Les familles transnationales dans le contexte migratoire français : la diversification des formes familiales depuis les années 1960

le Lundi 24 Juin 2013 à l’Ined, en salle Sauvy, de 14h à 15h

Présenté par Tatiana Eremenko (INED / Université Bordeaux IV) - Discutant : Frank Temporal (Université Paris Descartes-CEPED)

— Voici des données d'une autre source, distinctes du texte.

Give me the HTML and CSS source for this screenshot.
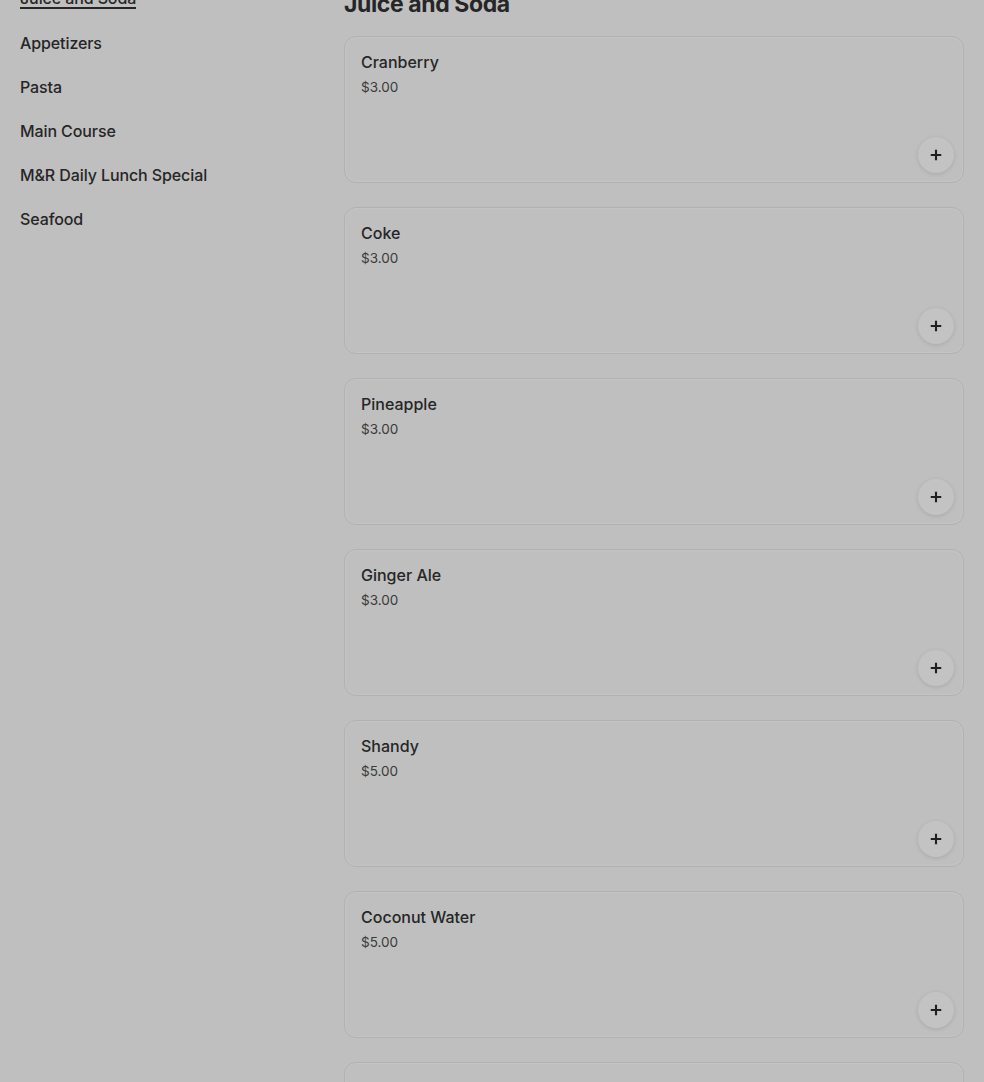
FILE: index.html
```html
<!DOCTYPE html>
<html lang="en">
<head>
    <meta charset="UTF-8">
    <title>Menu</title>
    <link rel="stylesheet" href="styles.css">
</head>
<body>
    <div class="page">
        <nav class="sidebar">
            <a class="nav-item active" href="#"><span>Juice and Soda</span></a>
            <a class="nav-item" href="#"><span>Appetizers</span></a>
            <a class="nav-item" href="#"><span>Pasta</span></a>
            <a class="nav-item" href="#"><span>Main Course</span></a>
            <a class="nav-item" href="#"><span>M&amp;R Daily Lunch Special</span></a>
            <a class="nav-item" href="#"><span>Seafood</span></a>
        </nav>

        <main class="menu">
            <h1>Juice and Soda</h1>
            <div class="item-list">
                <div class="item-card">
                    <div class="item-name">Cranberry</div>
                    <div class="item-price">$3.00</div>
                    <button class="add-btn" aria-label="Add">
                        <svg viewBox="0 0 16 16"><path d="M8 2v12M2 8h12" /></svg>
                    </button>
                </div>
                <div class="item-card">
                    <div class="item-name">Coke</div>
                    <div class="item-price">$3.00</div>
                    <button class="add-btn" aria-label="Add">
                        <svg viewBox="0 0 16 16"><path d="M8 2v12M2 8h12" /></svg>
                    </button>
                </div>
                <div class="item-card">
                    <div class="item-name">Pineapple</div>
                    <div class="item-price">$3.00</div>
                    <button class="add-btn" aria-label="Add">
                        <svg viewBox="0 0 16 16"><path d="M8 2v12M2 8h12" /></svg>
                    </button>
                </div>
                <div class="item-card">
                    <div class="item-name">Ginger Ale</div>
                    <div class="item-price">$3.00</div>
                    <button class="add-btn" aria-label="Add">
                        <svg viewBox="0 0 16 16"><path d="M8 2v12M2 8h12" /></svg>
                    </button>
                </div>
                <div class="item-card">
                    <div class="item-name">Shandy</div>
                    <div class="item-price">$5.00</div>
                    <button class="add-btn" aria-label="Add">
                        <svg viewBox="0 0 16 16"><path d="M8 2v12M2 8h12" /></svg>
                    </button>
                </div>
                <div class="item-card">
                    <div class="item-name">Coconut Water</div>
                    <div class="item-price">$5.00</div>
                    <button class="add-btn" aria-label="Add">
                        <svg viewBox="0 0 16 16"><path d="M8 2v12M2 8h12" /></svg>
                    </button>
                </div>
                <div class="item-card">
                    <div class="item-name">Malta</div>
                    <div class="item-price">$3.00</div>
                    <button class="add-btn" aria-label="Add">
                        <svg viewBox="0 0 16 16"><path d="M8 2v12M2 8h12" /></svg>
                    </button>
                </div>
            </div>
        </main>
    </div>
</body>
</html>
```

FILE: styles.css
```css
:root {
    --clr-bg: #bfbfbf;
    --clr-text: #262626;
    --clr-text-light: #3a3a3a;
    --clr-border: #b1b1b1;
    --radius: 12px;
}

* {
    margin: 0;
    padding: 0;
    box-sizing: border-box;
}

html,
body {
    background: var(--clr-bg);
    overflow: hidden;
}

body {
    font-family: Inter, 'Noto Sans', sans-serif;
    color: var(--clr-text);
    height: 1082px;
}

/* page is scrolled down a little */
.page {
    display: grid;
    grid-template-columns: 324px 620px;
    padding: 0 20px;
    margin-top: -23px;
}

.sidebar {
    display: flex;
    flex-direction: column;
}

.nav-item {
    height: 44px;
    display: flex;
    align-items: center;
    color: var(--clr-text);
    text-decoration: none;
    font-size: 16px;
    font-weight: 500;
    line-height: 18px;
    letter-spacing: -0.1px;
}

.nav-item.active span {
    border-bottom: 2px solid var(--clr-text);
}

.menu {
    padding-top: 11px;
}

h1 {
    font-size: 23px;
    line-height: 32px;
    font-weight: 700;
    letter-spacing: -0.4px;
    margin-bottom: 16px;
}

.item-list {
    display: flex;
    flex-direction: column;
    gap: 24px;
}

.item-card {
    height: 147px;
    border: 1px solid var(--clr-border);
    border-radius: var(--radius);
    box-shadow: inset 0 0 0 1px #c4c4c4;
    padding: 15px 9px 9px 16px;
    display: flex;
    flex-direction: column;
}

.item-name {
    font-size: 16px;
    font-weight: 500;
    line-height: 20px;
}

.item-price {
    font-size: 13.5px;
    line-height: 20px;
    margin-top: 5px;
    color: var(--clr-text-light);
}

.add-btn {
    margin-top: auto;
    align-self: flex-end;
    width: 36px;
    height: 36px;
    border: none;
    border-radius: 50%;
    background: #c3c3c3;
    box-shadow: 0 1px 4px rgba(0, 0, 0, 0.12);
    display: flex;
    align-items: center;
    justify-content: center;
    cursor: pointer;
}

.add-btn svg {
    width: 14px;
    height: 14px;
    stroke: #1f1f1f;
    stroke-width: 2.4;
    fill: none;
}
```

Les dernières décennies, caractérisées par un accroissement des flux migratoires et leur féminisation au niveau mondial, ont également vu le développement des travaux sur les familles transnationales, dont les membres résident dans différents pays. Ces familles soulèvent de nombreuses questions, surtout lorsqu’il s’agit de la séparation géographique des jeunes enfants et de leurs parents : comment est organisé le fonctionnement de la famille à distance ? Ce mode de vie n’est-il pas préjudiciable à ces membres ? Les travaux existants portent principalement sur des femmes migrant des pays de l’Europe de l’Est, de l’Amérique Latine ou d’Asie, et connaissant des situations (légales, professionnelles) précaires à leur arrivée. Le contexte français n’a été que peu étudié. Ces caractéristiques distinctes pourraient apporter des éléments nouveaux pour la compréhension de ces situations, notamment leur place dans les trajectoires migratoires des familles et les facteurs de risque leur étant associés.
Cette présentation, issue de ma recherche doctorale, s’articule autour de trois points : la méthodologie mise en œuvre pour identifier les familles résidant de part et d’autre de frontières nationales dans les données statistiques existantes ; l’évolution du nombre des familles transnationales en France depuis les années 1960 ; l’étude des relations de ce mode de vie avec les caractéristiques des migrants et de leurs familles (le sexe, l’origine géographique, la composition familiale, la situation légale). Les séparations géographiques des familles sont surtout caractéristiques des débuts d’un flux migratoire et leur nombre était maximal au sommet des flux migratoires dans les années 1970 et 1980. On estime que jusqu’à un tiers des hommes originaires de certains pays d’Afrique était en ménage transnational à cette époque. Depuis cette période, leur nombre baisse régulièrement, et la reprise des flux migratoires à destination de la France au début des années 2000 n’a pas inversé cette tendance. Au-delà de ce premier constat numérique, c’est surtout la composition de ces familles qui a changé. Une proportion grandissante d’entre elles est dirigée par des femmes et il s’agit plus souvent des familles recomposées avec des enfants plus âgés que par le passé. Ces caractéristiques ont un impact sur les pratiques de ces familles, ainsi que leurs perspectives de réunification dans l’avenir.